そこで、実務上は、配達証明付き内容証明郵便を用いるのが一般的です。
配達証明付き内容証明郵便を使用すれば、いつ、どのような内容の書面を発信し、相手方がいつその書面を受領したかが分かりますので、「●年●月●日付けで遺留分侵害額請求をしたこと、相手方が●年●月●日にその書面を受領したこと」が証明できます。
なお、内容証明郵便には、請求する遺留分の具体的な金額まで書く必要はなく、遺留分侵害額請求をする意思が明確に表示されていれば、それで足ります。
内容証明郵便を送った後はどうする?
このように、「1年」ないし「10年」の期間内に内容証明郵便を送付すれば、ひとまず、遺留分侵害額請求権を保全したことになります。
その後は、通常であれば、内容証明郵便を受け取った相手方から何らかのアクション、例えば、「そちらに支払うべき遺留分について、話し合いをしたい」等の連絡が返ってくるでしょう。
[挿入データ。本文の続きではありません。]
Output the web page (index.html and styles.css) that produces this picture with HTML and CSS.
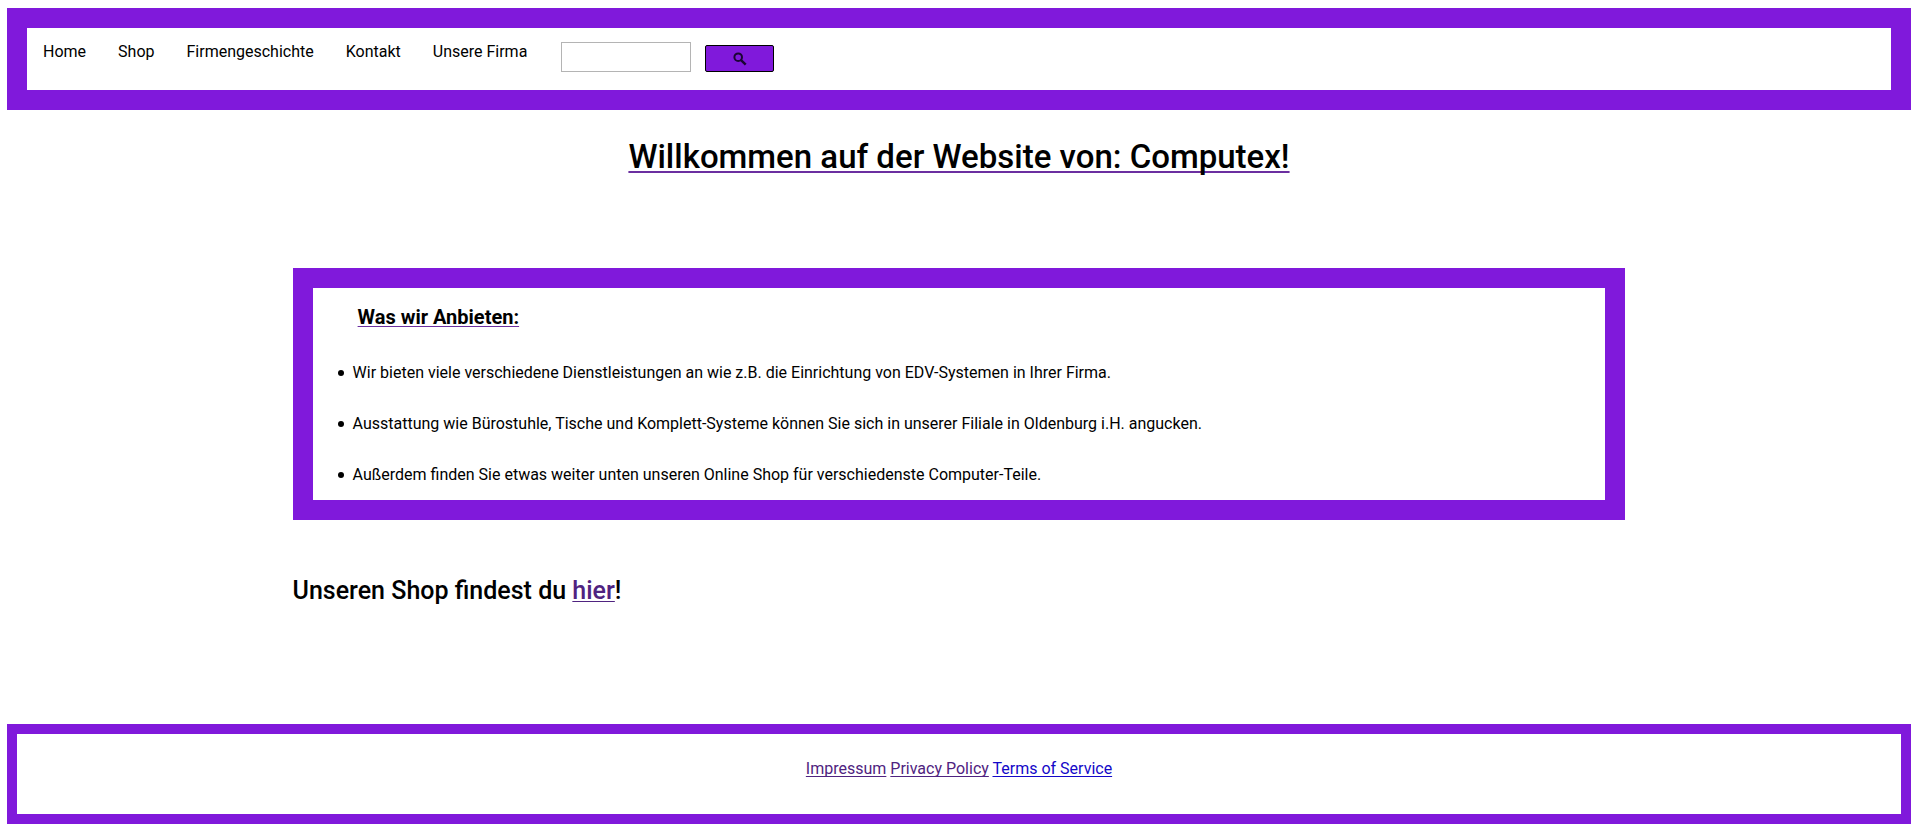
FILE: index.html
```html
<!DOCTYPE html>
<html lang="de">
<head>
<meta charset="utf-8">
<title>Computex</title>
<link rel="stylesheet" href="styles.css">
</head>
<body>
<header class="site-header">
  <nav class="nav">
    <a class="nav-link" href="#">Home</a>
    <a class="nav-link" href="#">Shop</a>
    <a class="nav-link" href="#">Firmengeschichte</a>
    <a class="nav-link" href="#">Kontakt</a>
    <a class="nav-link" href="#">Unsere Firma</a>
  </nav>
  <form class="search">
    <input class="search-input" type="text" aria-label="Suche">
    <button class="search-button" type="button" aria-label="Suchen">
      <svg class="search-icon" viewBox="0 0 14 14" aria-hidden="true">
        <circle cx="5.2" cy="5.2" r="3.8" fill="none" stroke="currentColor" stroke-width="2"/>
        <path d="M7.8 7.8L12.7 12.7" fill="none" stroke="currentColor" stroke-width="2.4"/>
      </svg>
    </button>
  </form>
</header>
<main class="content">
  <h1 class="title">Willkommen auf der Website von: Computex!</h1>
  <section class="offer">
    <h2 class="offer-title">Was wir Anbieten:</h2>
    <ul class="offer-list">
      <li class="offer-item">Wir bieten viele verschiedene Dienstleistungen an wie z.B. die Einrichtung von EDV-Systemen in Ihrer Firma.</li>
      <li class="offer-item">Ausstattung wie Bürostuhle, Tische und Komplett-Systeme können Sie sich in unserer Filiale in Oldenburg i.H. angucken.</li>
      <li class="offer-item">Außerdem finden Sie etwas weiter unten unseren Online Shop für verschiedenste Computer-Teile.</li>
    </ul>
  </section>
  <h2 class="shop-title">Unseren Shop findest du <a class="visited" href="#">hier</a>!</h2>
</main>
<footer class="site-footer">
  <a class="visited" href="#">Impressum</a>
  <a class="visited" href="#">Privacy Policy</a>
  <a class="unvisited" href="#">Terms of Service</a>
</footer>
</body>
</html>
```
FILE: styles.css
```css
* {
  box-sizing: border-box;
}

body {
  margin: 8px 7px 7px;
  background: #fff;
  color: #000;
  font: 16px/19px Roboto, sans-serif;
  text-decoration-skip-ink: none;
  text-underline-offset: 2px;
}

.site-header {
  display: flex;
  align-items: flex-start;
  gap: 18px;
  padding: 14px 0 18px;
  border: 20px solid #8019db;
}

.nav {
  display: flex;
}

.nav-link {
  padding: 0 16px;
  color: #000;
  text-decoration: none;
}

.search {
  display: flex;
  align-items: flex-end;
  gap: 14px;
}

.search-input {
  width: 130px;
  height: 30px;
  border: 1px solid #b4b4b4;
}

.search-button {
  display: flex;
  align-items: center;
  justify-content: center;
  width: 69px;
  height: 27px;
  padding: 0;
  border: 1px solid #000;
  border-radius: 2px;
  background: #8019db;
  color: #1a0533;
}

.search-icon {
  width: 14px;
  height: 14px;
}

.content {
  width: 70%;
  margin: 0 auto;
}

.title {
  margin: 28px 0 92px;
  font-size: 33px;
  line-height: 38px;
  font-weight: 500;
  text-align: center;
  text-decoration: underline 2px #6b2fa0;
  text-underline-offset: 3px;
}

.offer {
  padding: 17px 20px 16px;
  border: 20px solid #8019db;
}

.offer-title {
  margin: 0 0 33px 25px;
  font-size: 20px;
  line-height: 25px;
  font-weight: 700;
  text-decoration: underline 1px #6b2fa0;
}

.offer-list {
  display: grid;
  gap: 32px;
  margin: 0;
  padding-left: 5px;
  list-style: none;
}

.offer-item {
  display: flex;
  align-items: center;
  gap: 9px;
}

.offer-item::before {
  content: "";
  flex: none;
  width: 6px;
  height: 6px;
  border-radius: 50%;
  background: #000;
}

.shop-title {
  margin: 57px 0 119px;
  font-size: 25px;
  line-height: 28px;
  font-weight: 500;
}

.visited {
  color: #4f2380;
  text-decoration-thickness: 1px;
}

.unvisited {
  color: #1408c8;
  text-decoration-thickness: 1px;
}

.site-footer {
  padding: 25px 0 36px;
  border: 10px solid #8019db;
  text-align: center;
}
```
そこで、話し合いを進め、その中で遺産目録の開示等も受けながら、遺留分の金額を確定し、支払い方法などを決めていくことになります。
話し合いでまとまらない場合は、家庭裁判所に調停を起こして裁判所で話し合いをします。
調停でもまとまらない場合は、地方裁判所(または簡易裁判所)に訴訟を提起することになります。
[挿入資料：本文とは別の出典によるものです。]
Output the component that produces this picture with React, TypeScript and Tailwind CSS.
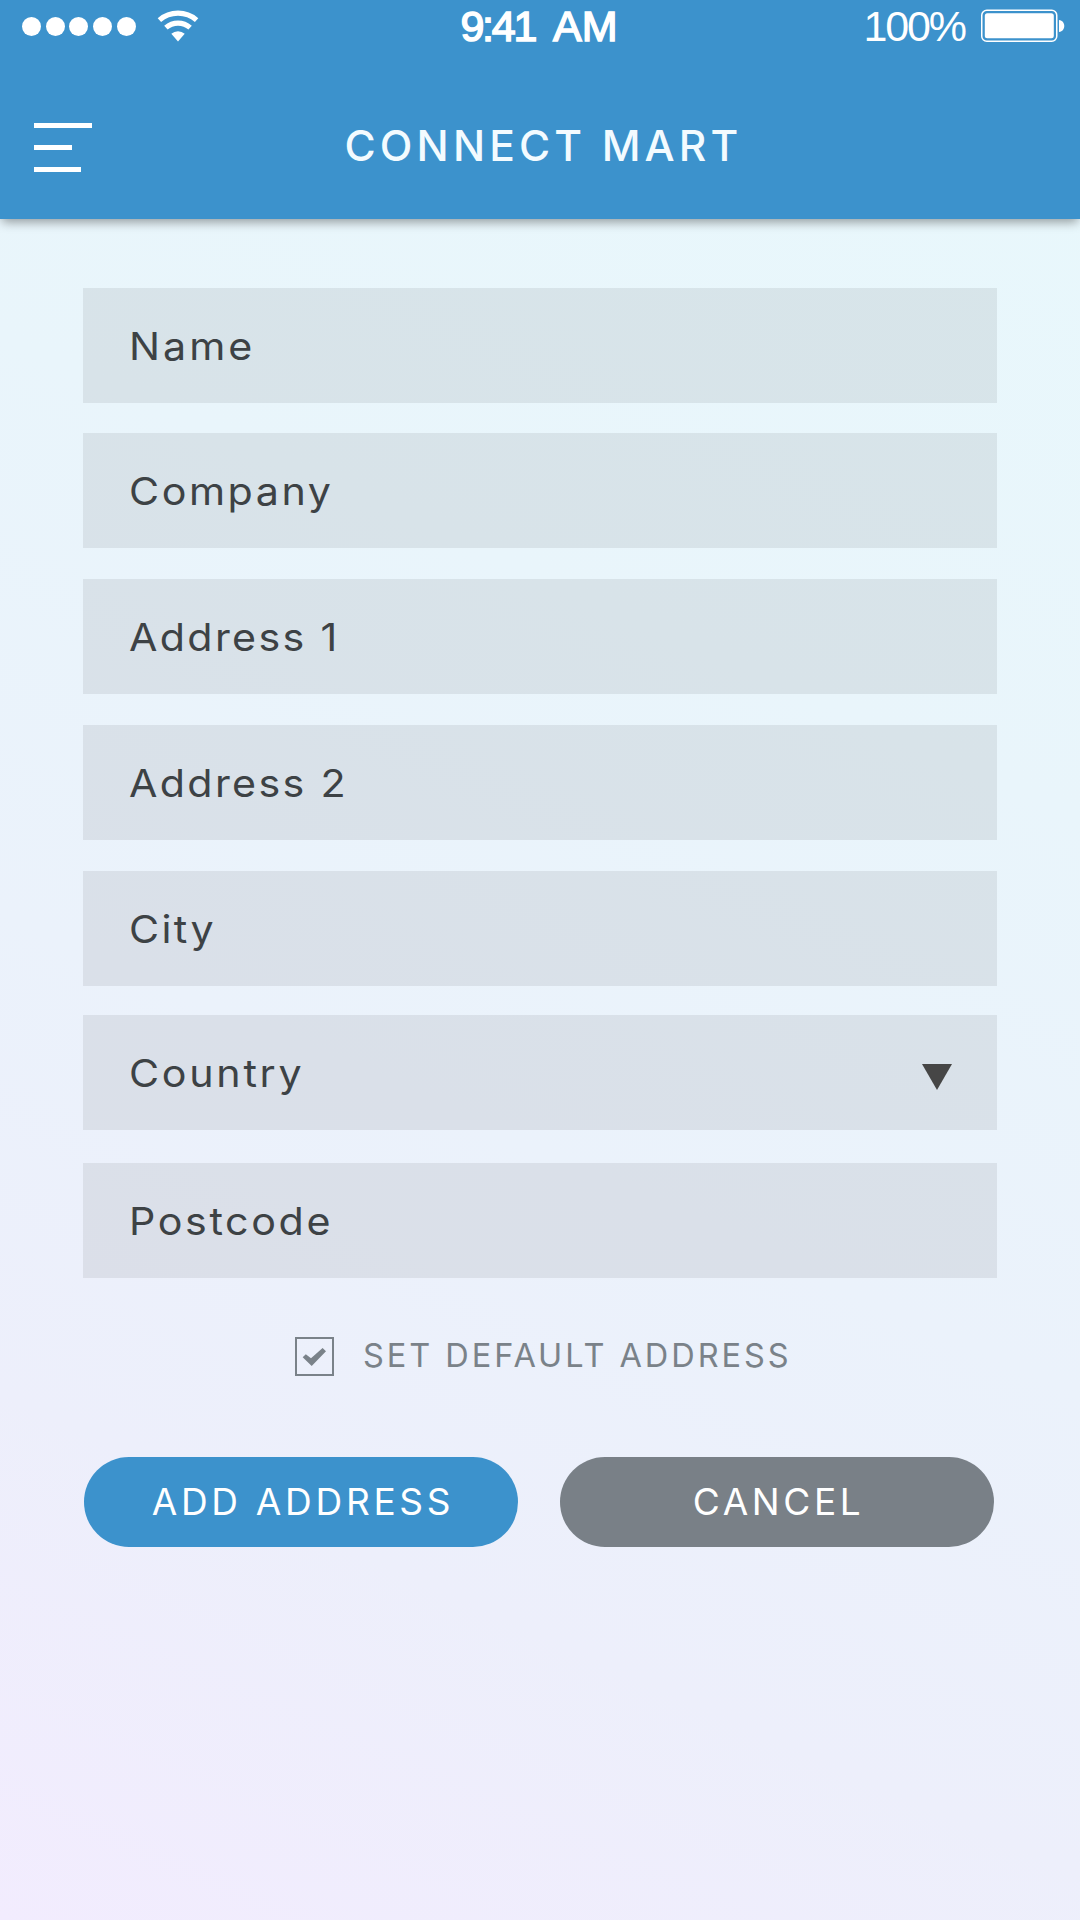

このように、当事者間での話し合い→調停→訴訟の順番です。
遺留分の計算に関わるその他の期間制限
さて、遺留分については、権利行使の期間制限の他にも、遺留分侵害額それ自体を計算する際に、期間が関わってくるものがあります。
それは、特別受益や生前贈与につき、何年前のものまで遡って計算に含めないといけないのか、ということです。
遺留分侵害額の計算方法
遺留分侵害額の計算方法は、
遺留分(②)-権利者が受けた特別受益の額(①)-権利者が相続すべき具体的相続分+権利者が負担すべき相続債務の額
です。
権利者が受けた特別受益の額
上記計算式の、「権利者が受けた特別受益の額(①)」には期間の制限はなく、それが何年前の特別受益であっても、計算に含まれます。
遺留分を計算する際の生前贈与の価額
一方、上記計算式の、「遺留分(②)」では少し事情が違ってきます。
この「遺留分(②)」は、
被相続人が相続開始の時において有した財産の価額+生前贈与した財産の価額(③)-被相続人の債務額
という計算をして導き出されるのですが、この生前贈与した財産の価額(③)では、
■相続人に対する原則10年以内の生前贈与(特別受益に限る)
■第三者に対する原則1年以内の生前贈与
が含まれます。
(例外的に、当事者双方が遺留分権利者に損害を加えることを知って贈与した場合は、相続人に対する10年以上前の特別受益も、第三者に対する1年以上前の生前贈与も加算の対象に含まれます)
このように、具体的な遺留分侵害額を計算する際の権利者が受けた特別受益の額と、遺留分算定の基礎となる財産を計算する際の生前贈与の価額とでは、加算すべき生前贈与について、それぞれ期間制限の有無が異なってきますので、注意が必要です。